As Pauli once said, “It doesn’t even rise up to being wrong.” It just doesn’t even apply.
And besides, where would we be today if the ID doctrine of “a designer did it” was where we stopped instead of continuing to work on all the science and technology that underpins our society? Where will we be tomorrow, given this mind-boggling national resurgence of anti-science claptrap?
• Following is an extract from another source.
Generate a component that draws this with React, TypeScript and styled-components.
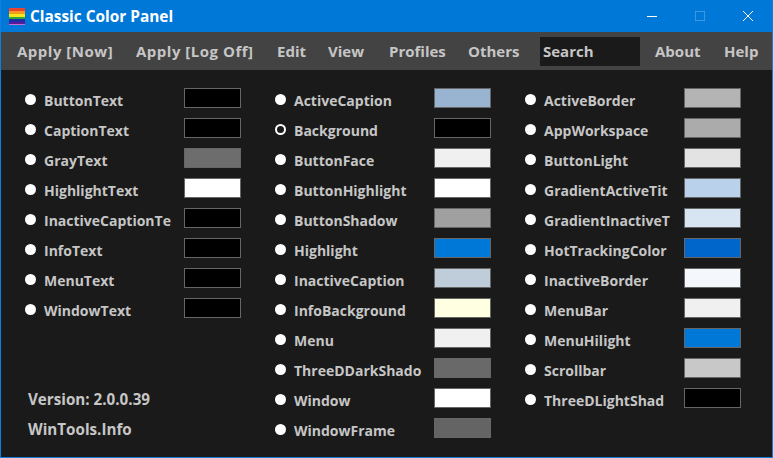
import React from "react";
import styled, { createGlobalStyle } from "styled-components";

const GlobalStyle = createGlobalStyle`
  html, body {
    margin: 0;
    padding: 0;
    background: #1a1a1a;
  }
`;

const FONT = `"Open Sans", "Noto Sans", "Liberation Sans", sans-serif`;

const Win = styled.div`
  width: 773px;
  height: 458px;
  box-sizing: border-box;
  border: 1px solid #0f7fdc;
  border-top: 0;
  display: flex;
  flex-direction: column;
  background: #1a1a1a;
  font-family: ${FONT};
  font-weight: 700;
  overflow: hidden;
`;

const TitleBar = styled.div`
  height: 32px;
  flex: none;
  background: #0078d7;
  display: flex;
  align-items: center;
  padding-left: 8px;
  color: #fff;
  font-size: 15.4px;
`;

const TitleText = styled.span`
  margin-left: 4px;
  flex: 1;
`;

const WinButton = styled.div`
  width: 48px;
  height: 32px;
  display: flex;
  align-items: center;
  justify-content: center;
`;

const MenuBar = styled.div`
  height: 38px;
  flex: none;
  background: #434343;
  display: flex;
  align-items: center;
  padding-left: 16px;
  color: #c6c6c6;
  font-size: 15px;
`;

const MenuItem = styled.span<{ $width: number; $spacing?: number }>`
  width: ${(p) => p.$width}px;
  flex: none;
  letter-spacing: ${(p) => p.$spacing ?? 0}px;
`;

const SearchBox = styled.div`
  width: 97px;
  height: 29px;
  padding-left: 3px;
  margin-right: 15px;
  background: #1a1a1a;
  display: flex;
  align-items: center;
`;

const Body = styled.div`
  flex: 1;
  display: grid;
  grid-template-columns: repeat(3, 250px);
  padding: 15px 0 0 24px;
`;

const Column = styled.div`
  display: flex;
  flex-direction: column;
  height: 360px;
`;

const Row = styled.div`
  height: 30px;
  flex: none;
  display: flex;
  align-items: center;
`;

const Radio = styled.span<{ $checked?: boolean }>`
  width: 11px;
  height: 11px;
  box-sizing: border-box;
  border-radius: 50%;
  flex: none;
  background: ${(p) => (p.$checked ? "#1a1a1a" : "#fff")};
  border: ${(p) => (p.$checked ? "2.5px solid #fff" : "none")};
  margin-top: -2px;
`;

const Label = styled.span`
  width: 126px;
  margin-left: 8px;
  flex: none;
  white-space: nowrap;
  color: #c6c6c6;
  font-size: 14px;
`;

const Swatch = styled.span<{ $color: string }>`
  width: 57px;
  height: 20px;
  margin-left: 14px;
  margin-top: -4px;
  box-sizing: border-box;
  flex: none;
  border: 1px solid #666;
  background: ${(p) => p.$color};
`;

const Footer = styled.div`
  margin-top: auto;
  padding: 0 0 1px 3px;
  color: #c6c6c6;
  font-size: 15.2px;
`;

const FooterLine = styled.div`
  height: 30px;
  display: flex;
  align-items: center;
`;

type Item = [string, string, boolean?];

const columns: Item[][] = [
  [
    ["ButtonText", "#000"],
    ["CaptionText", "#000"],
    ["GrayText", "#6d6d6d"],
    ["HighlightText", "#fff"],
    ["InactiveCaptionTe", "#000"],
    ["InfoText", "#000"],
    ["MenuText", "#000"],
    ["WindowText", "#000"],
  ],
  [
    ["ActiveCaption", "#99b4d1"],
    ["Background", "#000", true],
    ["ButtonFace", "#f0f0f0"],
    ["ButtonHighlight", "#fff"],
    ["ButtonShadow", "#a0a0a0"],
    ["Highlight", "#0078d7"],
    ["InactiveCaption", "#bfcddb"],
    ["InfoBackground", "#ffffe1"],
    ["Menu", "#f0f0f0"],
    ["ThreeDDarkShado", "#696969"],
    ["Window", "#fff"],
    ["WindowFrame", "#646464"],
  ],
  [
    ["ActiveBorder", "#b4b4b4"],
    ["AppWorkspace", "#ababab"],
    ["ButtonLight", "#e3e3e3"],
    ["GradientActiveTit", "#b9d1ea"],
    ["GradientInactiveT", "#d7e4f2"],
    ["HotTrackingColor", "#0066cc"],
    ["InactiveBorder", "#f4f7fc"],
    ["MenuBar", "#f0f0f0"],
    ["MenuHilight", "#0078d7"],
    ["Scrollbar", "#c8c8c8"],
    ["ThreeDLightShad", "#000"],
  ],
];

const Logo = () => (
  <svg width="17" height="17" viewBox="0 0 17 17">
    <rect x="0" y="0" width="16" height="3" fill="#e8432e" />
    <rect x="0" y="3" width="16" height="3" fill="#f59a1e" />
    <rect x="0" y="6" width="16" height="3" fill="#f5e61e" />
    <rect x="0" y="9" width="16" height="2" fill="#2fa83a" />
    <rect x="0" y="11" width="16" height="3" fill="#1c2fa8" />
    <rect x="0" y="14" width="16" height="2" fill="#5a1a9a" />
    <rect x="0" y="16" width="16" height="1" fill="#c86ad8" />
  </svg>
);

export default function App() {
  return (
    <Win>
      <GlobalStyle />
      <TitleBar>
        <Logo />
        <TitleText>Classic Color Panel</TitleText>
        <WinButton>
          <svg width="10" height="10" viewBox="0 0 10 10">
            <path d="M0 5.5h10" stroke="#fff" strokeWidth="1" />
          </svg>
        </WinButton>
        <WinButton>
          <svg width="10" height="10" viewBox="0 0 10 10">
            <rect x="0.5" y="0.5" width="9" height="9" fill="none" stroke="#3b98e3" />
          </svg>
        </WinButton>
        <WinButton>
          <svg width="10" height="10" viewBox="0 0 10 10">
            <path d="M0 0l10 10M10 0L0 10" stroke="#fff" strokeWidth="1" />
          </svg>
        </WinButton>
      </TitleBar>
      <MenuBar>
        <MenuItem $width={119} $spacing={0.5}>Apply [Now]</MenuItem>
        <MenuItem $width={141} $spacing={0.5}>Apply [Log Off]</MenuItem>
        <MenuItem $width={51}>Edit</MenuItem>
        <MenuItem $width={61}>View</MenuItem>
        <MenuItem $width={79}>Profiles</MenuItem>
        <MenuItem $width={72}>Others</MenuItem>
        <SearchBox>Search</SearchBox>
        <MenuItem $width={69}>About</MenuItem>
        <MenuItem $width={40}>Help</MenuItem>
      </MenuBar>
      <Body>
        {columns.map((col, i) => (
          <Column key={i}>
            {col.map(([name, color, checked]) => (
              <Row key={name}>
                <Radio $checked={checked} />
                <Label>{name}</Label>
                <Swatch $color={color} />
              </Row>
            ))}
            {i === 0 && (
              <Footer>
                <FooterLine>Version: 2.0.0.39</FooterLine>
                <FooterLine>WinTools.Info</FooterLine>
              </Footer>
            )}
          </Column>
        ))}
      </Body>
    </Win>
  );
}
* It should also be noted here that the million dollar jackpot claim in the games is very deceptive, and is a further exploitation of people’s innumeracy The actual payout for the “million dollar win” is actually paid in $50,000 installments over 20 years. But that doesn’t take into account the time-value of money and the appreciation due to interest. Nor does it account for inflation and the decreasing purchasing power of today’s dollars as prices rise. Ultimately, the state only needs to invest a little over $450,000 in a vehicle accruing 4% annual interest to make the $1M total payment over 20 years (i.e. they only pay out less than half of the take!). But people have to pay the full ticket amount up-front. But in the rules disclosures on the tickets, they tend to highlight the odds and payouts as if it was a one-to-one comparison, but really it’s a giant kiting scheme which is somehow illegal when applied to bank profits and check management, but okay when the state is making the money. Okay, enough anti-gambling rant for one article.